Not everyone wants and editor.
Not everyone needs an editor either. If you are working with audio recordings of oral histories the last thing you would be likely to want is an editor “correcting” colloquial phrases.
(Rest assured, I approach editing and transcribing very differently).
That said, there are good reasons why many writers would want an editor’s query, comments, or “correction.”
As a pre-teen, I was an avid reader of a YA series of books (I won’t disclose the title or author name here). I don’t know how many books I had read of this series when I was startled to discover–in the course of a few pages–that the protagonist’s hair color had inexplicably changed (that is, the author’s description of it had). Not only that, the actions of the character became suddenly inconsistent within a paragraph or two. Her shirt color may have changed also. My attention from the plot immediately was redirected to questions of the author and the publishing process–how did such oversight get through to print?

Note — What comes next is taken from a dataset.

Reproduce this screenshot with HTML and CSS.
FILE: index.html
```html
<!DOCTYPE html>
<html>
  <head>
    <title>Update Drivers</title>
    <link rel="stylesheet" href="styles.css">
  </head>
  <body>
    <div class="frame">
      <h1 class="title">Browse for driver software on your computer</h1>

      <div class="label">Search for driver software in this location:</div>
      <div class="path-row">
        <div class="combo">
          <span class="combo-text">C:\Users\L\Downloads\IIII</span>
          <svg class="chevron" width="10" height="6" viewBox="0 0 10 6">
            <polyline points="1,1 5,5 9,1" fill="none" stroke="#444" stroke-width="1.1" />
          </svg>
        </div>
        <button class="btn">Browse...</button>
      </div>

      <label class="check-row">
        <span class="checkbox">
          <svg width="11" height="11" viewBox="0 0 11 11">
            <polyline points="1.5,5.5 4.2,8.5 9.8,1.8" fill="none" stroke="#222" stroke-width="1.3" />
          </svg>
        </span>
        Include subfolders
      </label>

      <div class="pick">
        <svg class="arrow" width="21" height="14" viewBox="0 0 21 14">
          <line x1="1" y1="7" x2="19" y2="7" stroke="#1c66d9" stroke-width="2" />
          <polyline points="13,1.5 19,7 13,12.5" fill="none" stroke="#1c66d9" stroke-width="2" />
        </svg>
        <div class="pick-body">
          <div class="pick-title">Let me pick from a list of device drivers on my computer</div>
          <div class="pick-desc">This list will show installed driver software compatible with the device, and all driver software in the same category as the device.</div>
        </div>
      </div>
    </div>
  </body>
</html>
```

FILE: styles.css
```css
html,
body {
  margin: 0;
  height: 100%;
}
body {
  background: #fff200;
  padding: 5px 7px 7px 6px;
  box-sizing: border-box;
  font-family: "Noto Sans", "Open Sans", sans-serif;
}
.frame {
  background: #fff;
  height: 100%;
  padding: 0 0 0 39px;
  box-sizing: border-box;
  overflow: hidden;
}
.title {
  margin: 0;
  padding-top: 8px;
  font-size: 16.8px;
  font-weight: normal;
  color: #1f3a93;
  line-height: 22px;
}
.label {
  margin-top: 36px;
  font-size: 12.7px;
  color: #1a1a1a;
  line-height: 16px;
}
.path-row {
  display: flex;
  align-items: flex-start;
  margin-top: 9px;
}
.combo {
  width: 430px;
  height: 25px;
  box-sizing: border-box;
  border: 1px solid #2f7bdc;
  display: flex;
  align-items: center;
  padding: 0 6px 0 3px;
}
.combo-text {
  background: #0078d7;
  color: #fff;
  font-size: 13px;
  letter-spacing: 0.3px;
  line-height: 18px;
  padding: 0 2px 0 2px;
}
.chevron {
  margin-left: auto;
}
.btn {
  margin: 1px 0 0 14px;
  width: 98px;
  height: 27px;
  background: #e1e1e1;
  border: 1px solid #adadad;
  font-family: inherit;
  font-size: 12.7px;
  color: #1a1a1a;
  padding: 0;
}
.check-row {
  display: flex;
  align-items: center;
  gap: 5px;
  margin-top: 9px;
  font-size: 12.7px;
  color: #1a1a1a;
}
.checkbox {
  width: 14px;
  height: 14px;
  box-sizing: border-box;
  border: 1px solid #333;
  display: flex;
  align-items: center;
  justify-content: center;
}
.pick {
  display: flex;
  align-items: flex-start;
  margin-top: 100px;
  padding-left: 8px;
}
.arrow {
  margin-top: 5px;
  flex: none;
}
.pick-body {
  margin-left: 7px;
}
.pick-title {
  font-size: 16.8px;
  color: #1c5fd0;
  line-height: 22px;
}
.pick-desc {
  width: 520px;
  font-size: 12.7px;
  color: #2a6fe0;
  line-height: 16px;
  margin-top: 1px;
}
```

I’m not sure I immediately stopped reading the series, but I did begin to question writing quality and suspect that many mass-market paperbacks were written fast to be sold quickly. This book was in need of an astute developmental editor and a line editor.
An editor has the ability to create seamlessness in a text written with abrupt distractions to readers’ attention.
Many authors, especially new authors, often don’t realize that there are various levels and “passes” to the editing process and tend to want to skip to proofreading when they really require additional substantive editing.
Editors tend to have their own interpretations and terminology preferences for the editing process. Basically, levels of editing include:
Developmental (or structural) editing: considers the logic of ideas, thought development, organization, and consistency.
Copyediting/Line editing: sentence-by-sentence grammar, syntax, voice, tone. At this level, there is much less emphasis on checking for accuracy of the information and additionally detailed analysis of writing mechanics.
Proofreading should not be brought into the conversation until the substantive editing passes are complete.